OPENING FILM: The Awful Truth (1937): Director Leo McCarey won the award for his work on this film that was also nominated for Best Picture, Screenplay, Film Editing, Actress and Supporting Actress. It was a rare classic comedy that I enjoyed and it also made me realize that I had misunderstood the term 'Screwball Comedy' all along!

Braveheart (1995): Perhaps the biggest winner on this list, I did not really enjoy the movie. Well, it is one of those movies which a film-buff must have watched, so I checked that. But otherwise, its performance at the Oscars makes me feel that this entire list of mine is futile! It won five awards: Best Picture, Director, Cinematography, Sound Effects Editing and Make-Up and was nominated in five other categories: Costume, Sound, Score, Film Editing and Original Screenplay.

Moonlight (2016): Watching the latest top-winner in an Indian movie theater completely ruined it for me. I need to watch it again, with all the scenes intact and subtitles to help me comprehend the dialogues better. The movie won three Oscars: Best Picture, Adapted Screenplay and Supporting Actor and had five more nominations: Director, Supporting Actress, Cinematography, Film Editing and Score.

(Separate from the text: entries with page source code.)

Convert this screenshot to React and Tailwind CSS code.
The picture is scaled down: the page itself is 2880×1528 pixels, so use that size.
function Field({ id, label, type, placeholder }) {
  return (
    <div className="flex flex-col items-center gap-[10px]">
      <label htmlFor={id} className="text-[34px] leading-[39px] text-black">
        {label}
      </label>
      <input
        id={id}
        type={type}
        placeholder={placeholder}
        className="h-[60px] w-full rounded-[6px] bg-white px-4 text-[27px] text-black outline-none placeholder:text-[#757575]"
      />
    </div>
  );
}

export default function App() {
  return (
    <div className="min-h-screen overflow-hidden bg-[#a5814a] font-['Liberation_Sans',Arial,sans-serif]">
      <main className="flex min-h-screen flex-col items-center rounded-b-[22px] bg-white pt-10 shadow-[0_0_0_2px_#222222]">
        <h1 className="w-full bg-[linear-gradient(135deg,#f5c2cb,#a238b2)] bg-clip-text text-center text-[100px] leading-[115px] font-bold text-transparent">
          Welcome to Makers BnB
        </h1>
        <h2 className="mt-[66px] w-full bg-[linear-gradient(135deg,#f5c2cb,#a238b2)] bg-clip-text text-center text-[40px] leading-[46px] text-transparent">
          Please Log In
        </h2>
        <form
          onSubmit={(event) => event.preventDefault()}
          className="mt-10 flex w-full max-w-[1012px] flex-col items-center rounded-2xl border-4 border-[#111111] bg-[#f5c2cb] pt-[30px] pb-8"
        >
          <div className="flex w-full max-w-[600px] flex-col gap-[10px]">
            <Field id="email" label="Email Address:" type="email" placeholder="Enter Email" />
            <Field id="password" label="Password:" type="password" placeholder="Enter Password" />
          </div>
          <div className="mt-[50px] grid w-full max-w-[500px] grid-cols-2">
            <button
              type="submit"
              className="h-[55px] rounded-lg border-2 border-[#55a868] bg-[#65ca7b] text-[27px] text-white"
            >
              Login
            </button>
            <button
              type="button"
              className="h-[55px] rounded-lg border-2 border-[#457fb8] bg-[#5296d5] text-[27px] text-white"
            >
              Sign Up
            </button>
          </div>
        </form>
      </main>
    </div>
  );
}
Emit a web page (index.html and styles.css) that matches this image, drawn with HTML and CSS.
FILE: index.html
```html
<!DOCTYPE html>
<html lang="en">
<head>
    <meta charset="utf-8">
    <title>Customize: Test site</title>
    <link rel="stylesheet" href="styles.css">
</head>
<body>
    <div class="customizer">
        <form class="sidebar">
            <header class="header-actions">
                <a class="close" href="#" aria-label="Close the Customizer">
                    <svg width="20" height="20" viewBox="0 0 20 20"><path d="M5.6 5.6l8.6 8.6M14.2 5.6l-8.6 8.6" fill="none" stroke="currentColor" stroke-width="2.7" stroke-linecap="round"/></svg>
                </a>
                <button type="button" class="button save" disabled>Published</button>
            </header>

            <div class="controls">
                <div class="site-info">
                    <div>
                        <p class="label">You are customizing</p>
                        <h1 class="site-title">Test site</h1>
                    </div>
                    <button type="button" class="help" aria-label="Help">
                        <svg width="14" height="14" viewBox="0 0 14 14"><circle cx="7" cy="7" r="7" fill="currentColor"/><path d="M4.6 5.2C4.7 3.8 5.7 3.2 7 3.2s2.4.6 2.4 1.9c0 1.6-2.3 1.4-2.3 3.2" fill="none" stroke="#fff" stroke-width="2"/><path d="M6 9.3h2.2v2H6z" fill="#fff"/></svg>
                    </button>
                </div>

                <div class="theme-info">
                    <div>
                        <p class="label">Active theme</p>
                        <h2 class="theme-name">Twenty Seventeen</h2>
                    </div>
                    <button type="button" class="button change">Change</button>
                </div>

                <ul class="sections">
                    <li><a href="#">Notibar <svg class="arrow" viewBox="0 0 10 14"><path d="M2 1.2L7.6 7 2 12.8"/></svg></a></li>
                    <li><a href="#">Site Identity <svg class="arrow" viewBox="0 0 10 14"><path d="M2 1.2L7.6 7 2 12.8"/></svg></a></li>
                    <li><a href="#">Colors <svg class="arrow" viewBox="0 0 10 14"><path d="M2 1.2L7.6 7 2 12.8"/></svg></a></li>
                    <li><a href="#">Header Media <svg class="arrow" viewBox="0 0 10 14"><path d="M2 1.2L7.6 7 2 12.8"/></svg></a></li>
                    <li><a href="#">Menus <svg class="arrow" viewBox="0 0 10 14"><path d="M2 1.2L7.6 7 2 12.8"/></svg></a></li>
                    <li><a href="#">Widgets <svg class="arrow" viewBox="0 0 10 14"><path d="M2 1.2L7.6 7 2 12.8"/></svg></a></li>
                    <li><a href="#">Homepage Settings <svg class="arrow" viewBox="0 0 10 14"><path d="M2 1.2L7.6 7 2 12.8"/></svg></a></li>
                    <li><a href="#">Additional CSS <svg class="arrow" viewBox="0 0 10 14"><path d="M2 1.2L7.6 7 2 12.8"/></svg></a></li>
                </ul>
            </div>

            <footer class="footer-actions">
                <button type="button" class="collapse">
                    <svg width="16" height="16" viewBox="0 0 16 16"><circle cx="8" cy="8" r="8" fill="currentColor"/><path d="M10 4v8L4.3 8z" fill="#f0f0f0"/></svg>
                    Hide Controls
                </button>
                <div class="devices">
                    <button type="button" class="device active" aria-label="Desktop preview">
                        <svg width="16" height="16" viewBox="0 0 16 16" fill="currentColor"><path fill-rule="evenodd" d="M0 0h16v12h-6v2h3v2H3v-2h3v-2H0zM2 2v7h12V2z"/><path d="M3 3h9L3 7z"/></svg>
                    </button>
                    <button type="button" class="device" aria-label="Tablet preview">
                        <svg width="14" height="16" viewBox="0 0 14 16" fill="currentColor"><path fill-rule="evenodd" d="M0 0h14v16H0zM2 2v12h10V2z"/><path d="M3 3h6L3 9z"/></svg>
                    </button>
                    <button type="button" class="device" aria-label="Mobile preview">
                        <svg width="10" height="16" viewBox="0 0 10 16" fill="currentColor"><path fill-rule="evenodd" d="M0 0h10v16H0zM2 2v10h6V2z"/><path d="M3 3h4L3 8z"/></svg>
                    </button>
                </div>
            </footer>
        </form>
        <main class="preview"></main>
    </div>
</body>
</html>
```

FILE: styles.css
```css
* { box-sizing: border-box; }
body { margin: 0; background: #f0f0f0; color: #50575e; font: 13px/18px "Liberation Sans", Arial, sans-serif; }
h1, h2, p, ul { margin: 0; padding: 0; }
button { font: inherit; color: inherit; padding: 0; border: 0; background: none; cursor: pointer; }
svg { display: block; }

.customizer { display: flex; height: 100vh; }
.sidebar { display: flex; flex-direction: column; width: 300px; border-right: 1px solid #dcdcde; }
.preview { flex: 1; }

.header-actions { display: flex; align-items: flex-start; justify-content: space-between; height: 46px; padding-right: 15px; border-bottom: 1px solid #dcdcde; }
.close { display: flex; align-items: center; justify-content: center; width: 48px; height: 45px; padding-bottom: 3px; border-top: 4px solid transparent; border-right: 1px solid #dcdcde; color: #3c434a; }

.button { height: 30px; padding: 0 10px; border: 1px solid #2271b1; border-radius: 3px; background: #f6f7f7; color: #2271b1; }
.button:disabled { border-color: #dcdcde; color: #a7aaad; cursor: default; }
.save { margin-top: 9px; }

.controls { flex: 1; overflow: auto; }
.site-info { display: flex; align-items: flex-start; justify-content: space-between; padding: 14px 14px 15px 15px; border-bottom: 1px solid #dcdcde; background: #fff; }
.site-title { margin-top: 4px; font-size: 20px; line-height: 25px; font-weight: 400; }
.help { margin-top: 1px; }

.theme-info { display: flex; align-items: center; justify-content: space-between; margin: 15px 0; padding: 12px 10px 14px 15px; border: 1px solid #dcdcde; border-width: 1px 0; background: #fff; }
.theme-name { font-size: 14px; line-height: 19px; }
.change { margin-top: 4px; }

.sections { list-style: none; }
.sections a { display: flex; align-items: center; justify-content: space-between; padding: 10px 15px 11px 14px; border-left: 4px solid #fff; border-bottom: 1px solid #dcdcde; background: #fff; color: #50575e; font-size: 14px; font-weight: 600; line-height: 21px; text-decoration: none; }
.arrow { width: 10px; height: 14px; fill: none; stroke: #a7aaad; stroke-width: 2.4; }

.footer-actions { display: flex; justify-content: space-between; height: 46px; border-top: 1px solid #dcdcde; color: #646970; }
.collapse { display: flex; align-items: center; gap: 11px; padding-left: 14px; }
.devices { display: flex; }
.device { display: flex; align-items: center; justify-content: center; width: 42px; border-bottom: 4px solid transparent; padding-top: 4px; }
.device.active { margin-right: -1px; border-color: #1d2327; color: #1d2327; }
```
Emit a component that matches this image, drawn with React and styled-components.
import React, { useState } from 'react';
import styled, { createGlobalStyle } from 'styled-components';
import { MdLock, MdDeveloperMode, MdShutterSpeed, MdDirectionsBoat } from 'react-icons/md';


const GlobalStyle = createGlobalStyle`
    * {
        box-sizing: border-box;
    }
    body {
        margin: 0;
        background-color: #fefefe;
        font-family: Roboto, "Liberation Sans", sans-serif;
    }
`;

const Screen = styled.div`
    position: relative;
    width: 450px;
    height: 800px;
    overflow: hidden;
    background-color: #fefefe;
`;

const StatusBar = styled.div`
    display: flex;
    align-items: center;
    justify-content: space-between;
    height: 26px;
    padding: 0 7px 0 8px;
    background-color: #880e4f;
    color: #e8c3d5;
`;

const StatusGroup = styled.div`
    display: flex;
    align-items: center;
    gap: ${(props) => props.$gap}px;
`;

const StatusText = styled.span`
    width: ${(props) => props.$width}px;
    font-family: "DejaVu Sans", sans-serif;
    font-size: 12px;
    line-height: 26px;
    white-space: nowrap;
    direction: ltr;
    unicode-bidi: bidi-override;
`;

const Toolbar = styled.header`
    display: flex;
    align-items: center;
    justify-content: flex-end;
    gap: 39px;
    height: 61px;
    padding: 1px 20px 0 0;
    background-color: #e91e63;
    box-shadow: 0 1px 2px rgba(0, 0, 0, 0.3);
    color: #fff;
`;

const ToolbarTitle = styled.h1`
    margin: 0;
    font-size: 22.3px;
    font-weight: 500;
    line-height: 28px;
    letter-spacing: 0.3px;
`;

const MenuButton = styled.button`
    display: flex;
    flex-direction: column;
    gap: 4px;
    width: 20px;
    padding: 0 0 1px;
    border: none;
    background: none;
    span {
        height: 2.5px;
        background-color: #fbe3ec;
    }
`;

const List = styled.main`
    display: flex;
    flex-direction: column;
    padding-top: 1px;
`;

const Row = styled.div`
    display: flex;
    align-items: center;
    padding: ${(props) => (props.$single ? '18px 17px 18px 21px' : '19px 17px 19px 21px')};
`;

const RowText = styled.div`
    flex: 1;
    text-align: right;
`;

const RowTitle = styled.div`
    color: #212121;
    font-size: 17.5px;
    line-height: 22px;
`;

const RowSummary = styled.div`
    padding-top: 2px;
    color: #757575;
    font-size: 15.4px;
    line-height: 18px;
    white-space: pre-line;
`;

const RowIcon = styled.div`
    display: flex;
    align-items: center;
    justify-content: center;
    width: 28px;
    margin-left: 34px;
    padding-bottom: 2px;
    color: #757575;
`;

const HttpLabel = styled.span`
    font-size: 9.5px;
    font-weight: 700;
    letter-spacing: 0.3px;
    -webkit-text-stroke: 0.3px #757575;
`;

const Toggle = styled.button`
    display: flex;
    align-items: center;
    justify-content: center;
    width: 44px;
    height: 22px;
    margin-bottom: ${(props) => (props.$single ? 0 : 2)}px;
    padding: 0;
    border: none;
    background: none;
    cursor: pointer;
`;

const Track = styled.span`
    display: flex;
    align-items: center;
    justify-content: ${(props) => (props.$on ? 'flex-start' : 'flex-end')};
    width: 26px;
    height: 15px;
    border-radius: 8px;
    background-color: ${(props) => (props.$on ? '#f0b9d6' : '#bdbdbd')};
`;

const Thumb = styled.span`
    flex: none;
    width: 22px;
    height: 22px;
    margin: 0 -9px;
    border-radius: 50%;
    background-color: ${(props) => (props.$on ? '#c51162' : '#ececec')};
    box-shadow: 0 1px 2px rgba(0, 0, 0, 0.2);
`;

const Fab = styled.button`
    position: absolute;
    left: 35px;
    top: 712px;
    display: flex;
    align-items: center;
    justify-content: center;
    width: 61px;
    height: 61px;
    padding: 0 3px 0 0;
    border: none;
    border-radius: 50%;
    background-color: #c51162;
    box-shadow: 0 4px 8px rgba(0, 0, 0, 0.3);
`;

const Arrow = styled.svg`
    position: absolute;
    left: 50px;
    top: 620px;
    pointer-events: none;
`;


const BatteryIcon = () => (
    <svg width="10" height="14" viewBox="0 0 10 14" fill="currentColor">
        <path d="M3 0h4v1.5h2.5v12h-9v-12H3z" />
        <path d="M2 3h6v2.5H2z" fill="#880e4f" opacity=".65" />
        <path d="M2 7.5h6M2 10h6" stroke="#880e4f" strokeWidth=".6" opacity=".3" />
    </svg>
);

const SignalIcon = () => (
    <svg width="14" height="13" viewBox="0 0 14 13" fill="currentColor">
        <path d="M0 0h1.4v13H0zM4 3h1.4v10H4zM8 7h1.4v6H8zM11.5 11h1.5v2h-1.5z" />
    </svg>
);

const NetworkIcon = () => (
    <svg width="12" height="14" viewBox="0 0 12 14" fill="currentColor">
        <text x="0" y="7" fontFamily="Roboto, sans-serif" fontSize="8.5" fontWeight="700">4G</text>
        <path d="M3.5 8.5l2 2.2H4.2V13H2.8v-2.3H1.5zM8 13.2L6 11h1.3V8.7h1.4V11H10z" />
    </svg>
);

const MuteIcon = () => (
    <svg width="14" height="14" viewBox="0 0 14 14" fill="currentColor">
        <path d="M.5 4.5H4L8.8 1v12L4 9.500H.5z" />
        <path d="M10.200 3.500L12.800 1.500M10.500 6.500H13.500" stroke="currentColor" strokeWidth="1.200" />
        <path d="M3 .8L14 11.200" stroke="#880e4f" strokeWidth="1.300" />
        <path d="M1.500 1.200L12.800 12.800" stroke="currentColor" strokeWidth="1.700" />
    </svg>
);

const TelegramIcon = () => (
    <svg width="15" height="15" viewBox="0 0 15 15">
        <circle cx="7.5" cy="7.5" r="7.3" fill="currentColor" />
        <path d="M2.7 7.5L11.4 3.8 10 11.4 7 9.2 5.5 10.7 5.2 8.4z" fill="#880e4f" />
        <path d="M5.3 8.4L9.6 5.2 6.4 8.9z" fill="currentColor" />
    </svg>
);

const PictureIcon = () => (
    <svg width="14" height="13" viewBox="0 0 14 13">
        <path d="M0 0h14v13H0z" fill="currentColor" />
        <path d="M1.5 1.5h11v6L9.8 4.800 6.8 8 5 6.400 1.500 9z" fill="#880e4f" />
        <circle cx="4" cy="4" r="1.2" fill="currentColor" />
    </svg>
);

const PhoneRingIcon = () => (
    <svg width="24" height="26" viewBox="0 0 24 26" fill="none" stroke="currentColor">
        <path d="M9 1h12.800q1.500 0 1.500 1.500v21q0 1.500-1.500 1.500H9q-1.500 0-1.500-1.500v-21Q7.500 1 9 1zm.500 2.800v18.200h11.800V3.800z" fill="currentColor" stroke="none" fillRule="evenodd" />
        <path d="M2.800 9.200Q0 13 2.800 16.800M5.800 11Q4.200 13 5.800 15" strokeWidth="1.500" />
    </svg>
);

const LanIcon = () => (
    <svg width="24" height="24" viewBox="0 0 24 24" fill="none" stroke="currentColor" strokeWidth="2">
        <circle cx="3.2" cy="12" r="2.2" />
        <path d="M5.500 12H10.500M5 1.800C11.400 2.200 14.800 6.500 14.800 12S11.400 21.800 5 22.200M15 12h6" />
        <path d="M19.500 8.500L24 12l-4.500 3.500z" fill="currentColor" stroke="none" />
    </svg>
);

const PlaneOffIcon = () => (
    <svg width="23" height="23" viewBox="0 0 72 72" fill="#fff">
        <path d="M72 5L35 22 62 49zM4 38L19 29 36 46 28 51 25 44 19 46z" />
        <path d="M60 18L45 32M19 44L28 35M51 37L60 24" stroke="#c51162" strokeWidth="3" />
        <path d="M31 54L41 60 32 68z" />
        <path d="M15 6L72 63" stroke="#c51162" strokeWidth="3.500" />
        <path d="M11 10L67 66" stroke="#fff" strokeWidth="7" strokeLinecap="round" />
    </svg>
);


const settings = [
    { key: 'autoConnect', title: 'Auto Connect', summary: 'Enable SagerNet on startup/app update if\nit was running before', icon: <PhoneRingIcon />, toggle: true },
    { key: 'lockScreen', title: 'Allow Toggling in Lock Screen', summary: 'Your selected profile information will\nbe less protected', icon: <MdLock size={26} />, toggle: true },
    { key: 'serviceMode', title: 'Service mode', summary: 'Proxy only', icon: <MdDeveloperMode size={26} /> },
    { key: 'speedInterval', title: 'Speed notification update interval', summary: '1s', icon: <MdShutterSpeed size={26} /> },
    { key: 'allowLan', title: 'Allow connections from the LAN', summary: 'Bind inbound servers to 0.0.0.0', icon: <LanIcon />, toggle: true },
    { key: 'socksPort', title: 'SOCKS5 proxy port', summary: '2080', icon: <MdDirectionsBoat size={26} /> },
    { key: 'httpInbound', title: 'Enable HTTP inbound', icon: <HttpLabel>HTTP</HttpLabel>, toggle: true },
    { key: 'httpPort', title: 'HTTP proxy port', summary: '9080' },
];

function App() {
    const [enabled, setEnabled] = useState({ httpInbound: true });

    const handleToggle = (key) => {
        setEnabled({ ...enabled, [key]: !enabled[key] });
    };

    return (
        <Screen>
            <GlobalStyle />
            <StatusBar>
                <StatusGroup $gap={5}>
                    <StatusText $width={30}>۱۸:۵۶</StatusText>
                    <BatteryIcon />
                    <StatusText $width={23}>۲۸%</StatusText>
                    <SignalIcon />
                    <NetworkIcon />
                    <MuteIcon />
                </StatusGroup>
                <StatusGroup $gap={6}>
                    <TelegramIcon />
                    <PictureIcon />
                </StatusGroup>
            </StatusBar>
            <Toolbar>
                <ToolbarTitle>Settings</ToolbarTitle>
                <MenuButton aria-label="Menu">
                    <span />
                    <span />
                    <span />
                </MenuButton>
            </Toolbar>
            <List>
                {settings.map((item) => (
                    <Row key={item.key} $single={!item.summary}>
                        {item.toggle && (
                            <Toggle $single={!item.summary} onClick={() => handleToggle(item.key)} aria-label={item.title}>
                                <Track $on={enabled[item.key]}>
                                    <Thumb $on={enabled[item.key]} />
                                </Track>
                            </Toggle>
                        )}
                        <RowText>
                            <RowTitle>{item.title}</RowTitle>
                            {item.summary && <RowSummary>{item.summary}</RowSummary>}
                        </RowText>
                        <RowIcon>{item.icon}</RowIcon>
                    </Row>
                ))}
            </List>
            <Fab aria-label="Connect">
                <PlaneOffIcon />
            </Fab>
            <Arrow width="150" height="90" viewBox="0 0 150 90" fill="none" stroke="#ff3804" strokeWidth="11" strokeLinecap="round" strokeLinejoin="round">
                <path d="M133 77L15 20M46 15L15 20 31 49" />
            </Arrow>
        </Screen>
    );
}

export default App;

Hacksaw Ridge (2016): The winner of Film Editing and Sound Mixing, it was also nominated for Best Picture, Director, Actor, and Sound Editing. I really loved the movie and was surprised that it was nominated for its writing.

Kubo and the Two Strings (2016): This was where my festival actually started going somewhere. What a beautiful film! It did not win any Oscars but was nominated for two, Best Animated Feature and Visual Effects. 

Hidden Figures (2016): I wish we could tell more true stories in India than we do. Quite a powerful, entertaining film, nominated for Best Picture, Adapted Screenplay and Supporting Actress although it didn't win any.

Silence (2016): It remains a mystery to me why 'Silence' did not get nominated for Best Picture. It had only one nomination, for its stunning Cinematography, and ended up without any win. It was a difficult watch, yes, but what a brilliant movie!

Manchester by the Sea (2016): Watching this movie gave me a moment of epiphany where I was forced to consider the kind of stories I am telling or should be telling. If I work on it, this movie might be one of those which shaped my life. It won two very well-deserving Oscars for Best Actor and Original Screenplay while it was nominated for four more: Best Picture, Director, Supporting Actor and Supporting Actress.

Lion (2016): I do not remember which other movie has made me cry so much in recent years. I pity the intellectuals and cynics who fail to be moved by this beautiful human story. It did not win any Oscar despite being nominated in six categories: Best Picture, Adapted Screenplay, Supporting Actor, Supporting Actress, Cinematography, and Score, but it was a highlight of my festival.

Jackie (2016): Nominated for Best Actress, Costume and Score, it was a Hollywood film only because of its casting and the spoken language. In every other sense, it was world cinema, difficult to watch but I am sure it will definitely improve in the second watch, and also if I do some reading about its characters.

Fences (2016): It won the award for Best Supporting Actress and was also nominated for Best Picture, Actor and Adapted Screenplay. To be honest it was too 'play-like' for my taste but it worked because of its universal subject matter, parenthood and love within a family, and the brilliant performances.

Arrival (2016): I re-watched it on big screen after my first watch last year. Winning the Oscar for Best Sound Editing, it was also nominated in seven other categories: Best Picture, Directing, Adapted Screenplay, Film Editing, Sound Mixing, Cinematography and Production Design. It should also have won two more nominations - Best Actress and Original Score. 

Black Narcissus (1947): I never knew this film was set entirely in India. Was definitely a stunning watch and won the well-deserved Oscars for its Cinematography and Art Direction. However, I did not enjoy it too much. Will not revisit this film unless absolutely necessary.

The Quiet Man (1952): Easily the worst film on this list, although very acclaimed. I somehow endured it. Will never recommend this to anyone. And I really don't care that it won two Oscars - for Best Director and Cinematography (Color) and was nominated for five more: Best Picture, Screenplay, Supporting Actor, Sound Recording and Art Direction (Color).

Road to Perdition (2002): I loved this! It won the award for its stunning cinematography while it was nominated in five more categories: Art Direction, Sound, Sound Editing, Score and Supporting Actor for Paul Newman in his last movie appearance.

Misery (1990): A thriller-horror like this is essential to make a festival complete. But such movies hardly ever get nominated for the Academy Awards. This one was, in one category, and it won that - Best Actress for Kathy Bates. I'm glad I watched this movie and then realized there are so many acclaimed movies made on Stephen King's works.

CLOSING FILM: Toni Erdmann (2016) I really liked 'The Salesman' but in my opinion the Foreign-Language Oscar should have gone to this German film. How outrageous and unforgettable! It was nominated in only one category and obviously did not win any, but for its sheer originality, brilliant performances, and being so sad and so funny at the same time, I recommend it as a must-watch-before-you-die (#49).